An average season produces about 14 tropical storms and seven hurricanes. A Category 1 hurricane produces sustained winds in excess of 119 kilometres per hour.

“Hurricanes take heat that is stored in the ocean and they pump it into the atmosphere to balance the ocean temperatures,” Robichaud said. “When you see warmer than average temperatures in the Atlantic … that’s one of the drivers.”

As well, the atmospheric phenomenon known as El Niña could also play a role, he said.

With an El Niña period just coming to an end, sea surface temperatures across the eastern part of the central Pacific Ocean have been cooled, which can contribute to the creation of more tropical storms over the Atlantic.

American meteorologists are expecting between three and five major hurricanes to appear. The annual average is three. A major hurricane generates sustained winds at 177 km/h.

On another front, Robichaud said the process for naming storms has changed for 2021, mainly because there was confusion last year when the alphabetical list was exhausted and the Greek alphabet was used.

Some of the similar-sounding Greek names — like Zeta and Eta — made it difficult for people to distinguish between storms. As a result, the World Meteorological Organization drafted a permanent list of 21 supplemental names. The new list is similar to the annual list in that it uses a mix of male and female names drawn from English, French and Spanish origins.

Last year, eight named storms entered the Canadian zone, but only four of them warranted bulletins from the centre, based in Dartmouth, N.S. Isaias brought heavy rainfall and power outages to southeastern Quebec in August.

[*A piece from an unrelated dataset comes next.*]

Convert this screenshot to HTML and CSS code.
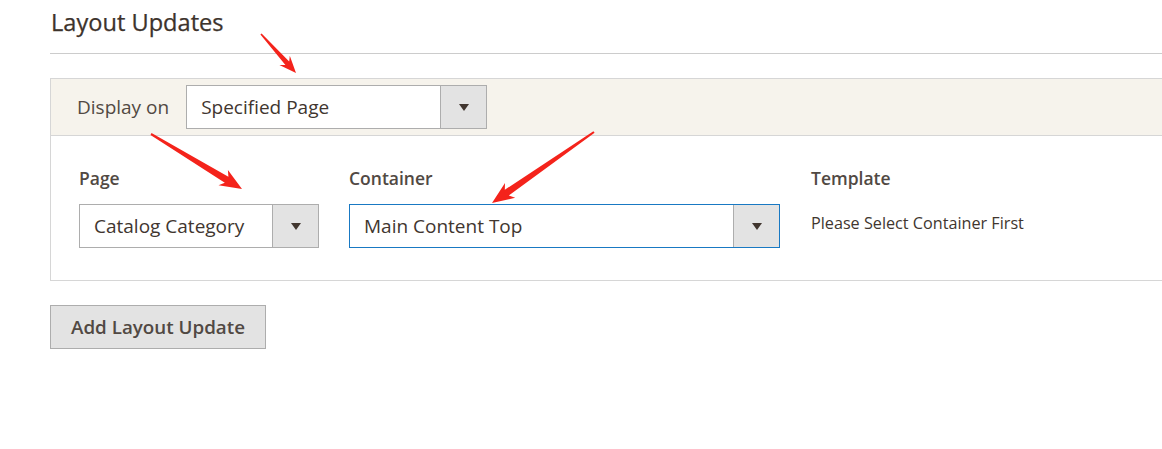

And on Sept. 23, 2020, post tropical storm Teddy roared ashore in eastern Nova Scotia and then trudged across southern Cape Breton. Its winds of 100 km/h caused widespread power outages — but not much damage.

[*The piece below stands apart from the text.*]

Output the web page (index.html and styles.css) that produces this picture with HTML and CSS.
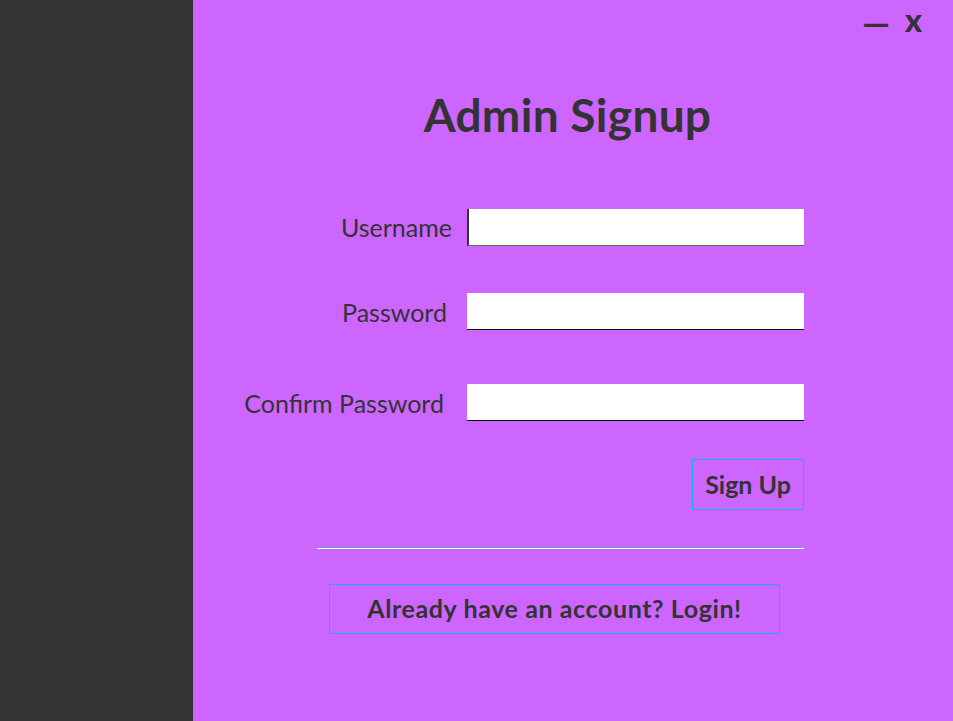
FILE: index.html
```html
<!DOCTYPE html>
<html lang="en">
<head>
<meta charset="utf-8">
<title>Admin Signup</title>
<link rel="stylesheet" href="styles.css">
</head>
<body>
<aside class="sidebar"></aside>
<main class="panel">
  <div class="titlebar">
    <span class="ctrl ctrl-min">—</span>
    <span class="ctrl ctrl-close">x</span>
  </div>
  <h1 class="title">Admin Signup</h1>
  <div class="content">
    <form class="form">
      <div class="row row-user">
        <label class="label label-user" for="user">Username</label>
        <input class="field field-user" id="user" type="text">
      </div>
      <div class="row row-pass">
        <label class="label label-pass" for="pass">Password</label>
        <input class="field field-pass" id="pass" type="password">
      </div>
      <div class="row row-confirm">
        <label class="label label-confirm" for="confirm">Confirm Password</label>
        <input class="field field-confirm" id="confirm" type="password">
      </div>
    </form>
    <div class="actions">
      <button class="btn btn-signup" type="button">Sign Up</button>
    </div>
    <div class="separator"></div>
    <button class="btn btn-login" type="button">Already have an account? Login!</button>
  </div>
</main>
</body>
</html>
```

FILE: styles.css
```css
html, body {
  margin: 0;
  padding: 0;
  height: 100%;
}
body {
  display: flex;
  width: 953px;
  height: 721px;
  overflow: hidden;
  font-family: Lato, "Liberation Sans", sans-serif;
  color: #333333;
}
.sidebar {
  width: 193px;
  flex: 0 0 193px;
  background: #333333;
}
.panel {
  flex: 1;
  background: #cc66ff;
  display: flex;
  flex-direction: column;
}
.titlebar {
  display: flex;
  justify-content: flex-end;
  align-items: center;
  gap: 15px;
  height: 50px;
  padding-right: 31px;
}
.ctrl {
  font-weight: 900;
  color: #333333;
  line-height: 1;
}
.ctrl-min {
  font-size: 35px;
  margin-top: -5px;
}
.ctrl-close {
  font-size: 32px;
  margin-top: -10px;
}
.title {
  margin: 38px 0 0;
  padding-right: 11px;
  text-align: center;
  font-size: 46px;
  font-weight: 700;
  line-height: 54px;
  letter-spacing: 0.3px;
}
.content {
  margin-left: 49px;
  width: 562px;
  display: flex;
  flex-direction: column;
}
.form {
  margin-top: 67px;
  display: flex;
  flex-direction: column;
}
.row {
  display: grid;
  grid-template-columns: 1fr 337px;
  align-items: center;
}
.row-pass { margin-top: 47px; }
.row-confirm { margin-top: 54px; }
.label {
  justify-self: end;
  white-space: nowrap;
  font-size: 25px;
  line-height: 30px;
}
.label-user { padding-right: 15px; margin-top: -2px; }
.label-pass { padding-right: 20px; }
.label-confirm { padding-right: 23px; }
.field {
  box-sizing: border-box;
  height: 37px;
  border: none;
  background: #ffffff;
  margin: 0;
  padding: 0 6px;
  font: inherit;
  outline: none;
}
.field-user {
  border-left: 2px solid #333333;
  border-bottom: 1px solid #666666;
}
.field-pass,
.field-confirm {
  border-bottom: 1px solid #000000;
}
.actions {
  display: flex;
  justify-content: flex-end;
  margin-top: 38px;
}
.btn {
  box-sizing: border-box;
  background: transparent;
  border: 1px solid #12b6dc;
  color: #333333;
  font-family: inherit;
  font-weight: 700;
  font-size: 25px;
  padding: 0;
  cursor: pointer;
}
.btn-signup {
  width: 112px;
  height: 51px;
  padding-bottom: 2px;
}
.separator {
  margin-top: 37px;
  margin-left: 75px;
  width: 487px;
  height: 1px;
  background: #5fa6c8;
  border-bottom: 1px solid #ffffff;
}
.btn-login {
  margin-top: 35px;
  margin-left: 87px;
  width: 451px;
  height: 50px;
  letter-spacing: 0.6px;
  padding-bottom: 2px;
}
```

The 2019 season was also active, producing 18 named storms and three major hurricanes, including Dorian. That storm left a swath of devastation and death across the Bahamas — killing at least 70 people — before roaring over the Maritimes on Sept. 7-8.

Its hurricane-force winds knocked out electricity in all three provinces, leaving more than 500,000 homes and businesses in the dark for up to a week while causing an estimated $140 million in damage — two-thirds of which was reported in Nova Scotia.